TORONTO -- Darryl Gebien has been given a second chance.
"I'm not the same person I was five years ago, that was the depths of the addiction. I've come a long way," he says.
Gebien had it all - a wife, three kids and a job as a physician in the emergency room at Royal Victoria Regional Health Centre (RVH) in Barrie.
But it all came crashing down when he became addicted to opioids.
He was eventually caught forging medical prescriptions to feed his addiction.
Gebien was arrested in 2015 and pleaded guilty in 2016 to forging prescriptions and drug trafficking.
In April 2017, the disgraced doctor was sentenced to two years behind bars.
He served eight months at a medium-security federal prison in Kingston, and has been working on piecing his life back together ever since.
A nurse and two other workers at RVH lost their jobs because of his actions, and the 49-year-old says two of the three have now forgiven him.
And this week, the former ER doc received word the College of Physicians and Surgeons has agreed to let him practise medicine again, something he wasn't sure would ever happen.
Gebien will be required to pay the $20,000 cost of the two-day hearing with the college and will have to abide by certain conditions once he is back practicing medicine.
He isn't allowed to prescribe any narcotics until further notice, and he must enroll in a program that will test him to make sure he isn't using any drugs of any kind.
"The College of Physicians, I think, is setting an example for other regulatory bodies and colleges to treat addiction as a mental illness and not just as a decision as a moral failure," Gebien says.
He says he's hoping to show anyone with an addiction, and more importantly, his children, that people can make mistakes and rebound in a positive way.

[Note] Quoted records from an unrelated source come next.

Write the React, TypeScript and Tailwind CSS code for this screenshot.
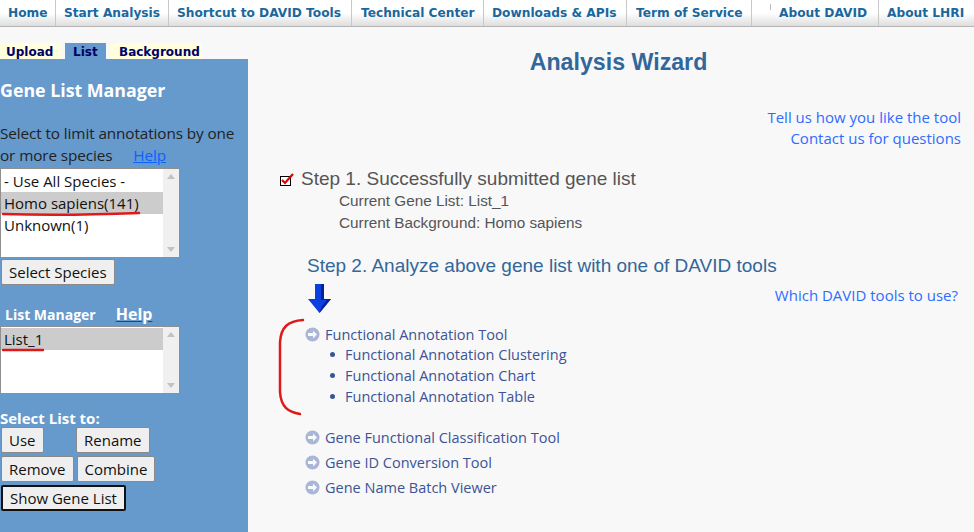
import React from 'react';

const navItems = [
  { label: 'Home', w: 'w-[56px]', pl: 'pl-[8px]' },
  { label: 'Start Analysis', w: 'w-[113px]', pl: 'pl-[8px]' },
  { label: 'Shortcut to DAVID Tools', w: 'w-[183px]', pl: 'pl-[8px]' },
  { label: 'Technical Center', w: 'w-[132px]', pl: 'pl-[9px]' },
  { label: 'Downloads & APIs', w: 'w-[143px]', pl: 'pl-[8px]' },
  { label: 'Term of Service', w: 'w-[125px]', pl: 'pl-[9px]' },
  { label: 'About DAVID', w: 'w-[127px]', pl: 'pl-[27px]' },
  { label: 'About LHRI', w: 'flex-1', pl: 'pl-[8px]' },
];

const CheckIcon = () => (
  <svg width="14" height="13" viewBox="0 0 14 13">
    <rect x="0.5" y="3.5" width="10" height="9" fill="white" stroke="black" />
    <path d="M2 7 L5 10 L13 1" fill="none" stroke="#e00000" strokeWidth="2.2" />
  </svg>
);

const CircleArrow = () => (
  <svg width="15" height="15" viewBox="0 0 15 15">
    <circle cx="7.5" cy="7.5" r="7" fill="#a9b6d6" />
    <path d="M3 6 H8 V3.5 L12 7.5 L8 11.5 V9 H3 Z" fill="#fafafa" />
  </svg>
);

const DownArrow = () => (
  <svg width="24" height="30" viewBox="0 0 24 30">
    <path d="M7 0 H16 V15 H23 L11.5 29 L0 15 H7 Z" fill="#0b3fe0" />
    <path d="M13 0 H16 V15 H23 L11.5 29 L14 22 L19 16 H13 Z" fill="#05209a" />
  </svg>
);

const ScrollBar = () => (
  <div className="w-[16px] bg-[#f0f0f0] flex flex-col justify-between items-center py-[5px]">
    <svg width="8" height="5" viewBox="0 0 8 5"><path d="M0 5 L4 0 L8 5 Z" fill="#c2c2c2" /></svg>
    <svg width="8" height="5" viewBox="0 0 8 5"><path d="M0 0 L4 5 L8 0 Z" fill="#c2c2c2" /></svg>
  </div>
);

const Btn = ({ children, strong }: { children: React.ReactNode; strong?: boolean }) => (
  <button
    className={
      'h-[26px] px-[7px] bg-[#efefef] rounded-[2px] text-[15px] text-[#111] leading-none ' +
      (strong ? 'border-2 border-[#111]' : 'border border-[#8a8a8a]')
    }
  >
    {children}
  </button>
);

export default function App() {
  const ui = { fontFamily: '"Open Sans", "Noto Sans", sans-serif' };
  const arial = { fontFamily: '"Liberation Sans", Arial, sans-serif' };
  const verdana = { fontFamily: '"DejaVu Sans", Verdana, sans-serif' };

  return (
    <div className="w-[974px] h-[532px] overflow-hidden bg-[#f8f8f8] flex flex-col" style={ui}>
      {/* top nav */}
      <div className="h-[27px] flex bg-gradient-to-b from-white via-white to-[#dedede] border-b border-[#b5b5b5]" style={verdana}>
        {navItems.map((n, i) => (
          <div
            key={n.label}
            className={`${n.w} ${n.pl} relative flex items-center text-[12.2px] font-bold text-[#19679e] ${i < navItems.length - 1 ? 'border-r border-[#c8c8c8]' : ''}`}
          >
            {n.label}
            {i === 5 && <span className="absolute right-[-20px] top-[4px] w-px h-[6px] bg-[#bbb]" />}
          </div>
        ))}
      </div>

      <div className="flex flex-1 min-h-0">
        {/* left column */}
        <div className="w-[248px] flex flex-col">
          <div className="mt-[16px] flex items-end border-b-2 border-[#6699cc] text-[12px] font-bold text-[#000066]" style={verdana}>
            <div className="bg-[#ffffdd] h-[16px] pt-[2px] w-[61px] pl-[6px] leading-[14px]">Upload</div>
            <div className="bg-[#6699cc] h-[16px] pt-[2px] ml-[4px] w-[41px] pl-[8px] leading-[14px]">List</div>
            <div className="bg-[#ffffdd] h-[16px] pt-[2px] ml-[4px] w-[92px] pl-[9px] leading-[14px]">Background</div>
          </div>

          <div className="flex-1 bg-[#6699cc] flex flex-col">
            <div className="mt-[18px] text-[17.8px] font-bold text-white leading-[22px]">Gene List Manager</div>
            <div className="mt-[21px] text-[15.3px] text-[#222] leading-[22px] tracking-[-0.1px]">
              Select to limit annotations by one<br />
              or more species <span className="ml-[17px] text-[#0a62ff] underline">Help</span>
            </div>

            <div className="mt-[2px] ml-0 w-[180px] h-[90px] bg-white border border-[#8f8f8f] flex">
              <div className="flex-1 pt-[1px] text-[15px] leading-[22px] text-[#111]">
                <div className="pl-[3px]">- Use All Species -</div>
                <div className="pl-[3px] bg-[#cccccc] relative">
                  Homo sapiens(141)
                  <svg className="absolute left-[1px] top-[19px]" width="140" height="6" viewBox="0 0 140 6">
                    <path d="M1 3 Q60 5 137 2" fill="none" stroke="#e01818" strokeWidth="2.5" strokeLinecap="round" />
                  </svg>
                </div>
                <div className="pl-[3px]">Unknown(1)</div>
              </div>
              <ScrollBar />
            </div>

            <div className="mt-[1px] ml-[1px]">
              <Btn>Select Species</Btn>
            </div>

            <div className="mt-[20px] ml-[5px] flex items-center h-[18px]">
              <span className="text-[14px] font-bold text-white">List Manager</span>
              <span className="ml-[20px] text-[16px] font-bold text-white underline decoration-[#2233ee]">Help</span>
            </div>

            <div className="mt-[3px] w-[180px] h-[68px] bg-white border border-[#8f8f8f] flex">
              <div className="flex-1 pt-[1px] text-[15px] leading-[22px] text-[#111]">
                <div className="pl-[3px] bg-[#cccccc] relative">
                  List_1
                  <svg className="absolute left-[1px] top-[19px]" width="44" height="6" viewBox="0 0 44 6">
                    <path d="M1 3 L41 3" fill="none" stroke="#e01818" strokeWidth="2.5" strokeLinecap="round" />
                  </svg>
                </div>
              </div>
              <ScrollBar />
            </div>

            <div className="mt-[15px] text-[15px] font-bold text-white leading-[18px]">Select List to:</div>
            <div className="ml-[1px] flex flex-col gap-[3px]">
              <div className="flex">
                <div className="w-[75px]"><Btn>Use</Btn></div>
                <Btn>Rename</Btn>
              </div>
              <div className="flex gap-[3px]">
                <Btn>Remove</Btn>
                <Btn>Combine</Btn>
              </div>
              <div>
                <Btn strong>Show Gene List</Btn>
              </div>
            </div>
          </div>
        </div>

        {/* main */}
        <div className="flex-1 relative flex flex-col pr-[13px]">
          <div className="mt-[22px] text-center text-[23.2px] font-bold text-[#336699] leading-[26px] pl-[28px]" style={arial}>
            Analysis Wizard
          </div>

          <div className="mt-[32px] flex flex-col items-end text-[15px] leading-[21px] text-[#2e6cff]">
            <span>Tell us how you like the tool</span>
            <span>Contact us for questions</span>
          </div>

          <div className="mt-[19px] pl-[32px]" style={arial}>
            <div className="flex items-center gap-[7px] h-[22px]">
              <CheckIcon />
              <span className="text-[19px] text-[#555]">Step 1. Successfully submitted gene list</span>
            </div>
            <div className="pl-[59px] text-[15.3px] text-[#555] leading-[22px]">
              <div>Current Gene List: List_1</div>
              <div>Current Background: Homo sapiens</div>
            </div>

            <div className="mt-[21px] pl-[27px] text-[19px] text-[#336699] leading-[22px]">
              Step 2. Analyze above gene list with one of DAVID tools
            </div>
          </div>

          <div className="mt-[7px] pl-[60px] flex justify-between items-start">
            <DownArrow />
            <span className="mt-[1px] mr-[3px] text-[15px] text-[#2e6cff] leading-[21px]">Which DAVID tools to use?</span>
          </div>

          <div className="mt-[11px] pl-[57px] text-[14.5px] text-[#3b5397]">
            <div className="flex items-center gap-[5px] h-[19px]">
              <CircleArrow />
              <span>Functional Annotation Tool</span>
            </div>
            <div className="pl-[22px] leading-[21px]">
              {['Functional Annotation Clustering', 'Functional Annotation Chart', 'Functional Annotation Table'].map((t) => (
                <div key={t} className="flex items-center">
                  <span className="w-[5px] h-[5px] rounded-full bg-[#3b5397] mr-[10px] ml-[3px]" />
                  {t}
                </div>
              ))}
            </div>
            <div className="mt-[20px] flex flex-col gap-[4px]">
              {['Gene Functional Classification Tool', 'Gene ID Conversion Tool', 'Gene Name Batch Viewer'].map((t) => (
                <div key={t} className="flex items-center gap-[5px] h-[21px]">
                  <CircleArrow />
                  <span>{t}</span>
                </div>
              ))}
            </div>
          </div>

          {/* hand-drawn red bracket */}
          <svg className="absolute left-[28px] top-[290px]" width="30" height="100" viewBox="0 0 30 100">
            <path d="M27 3 C12 4 5 10 4 25 L4 75 C5 90 12 95 24 97" fill="none" stroke="#e01818" strokeWidth="2.5" strokeLinecap="round" />
          </svg>
        </div>
      </div>
    </div>
  );
}
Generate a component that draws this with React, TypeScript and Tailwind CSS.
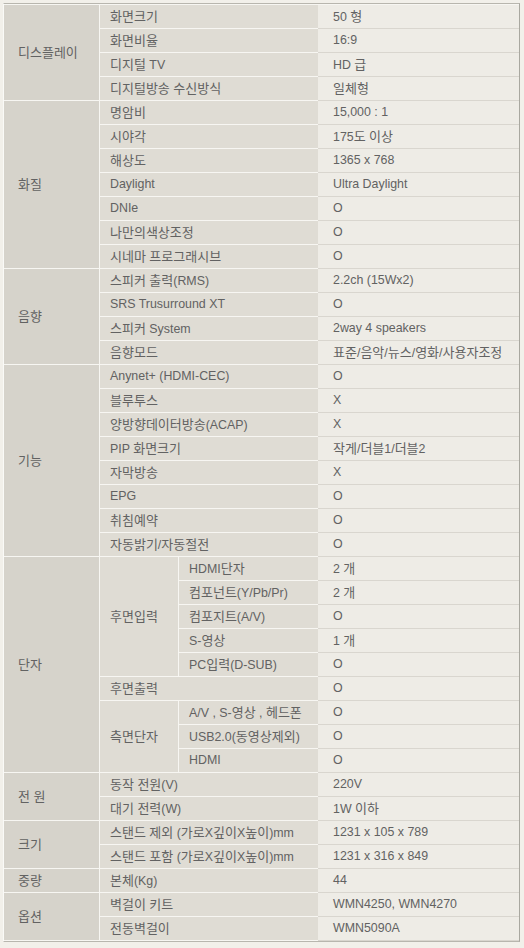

"Just to see somebody who's fallen, getting themselves up, dust themselves off, and get back no matter how painful, how embarrassing it was, how shameful it was... we all struggle at one time."
"For my kids, as well, they need to see that daddy made a mistake. He made some bad decisions, but he's doing his best to return."
Gebien will be able to practice medicine after his licence suspension ends in 14-months.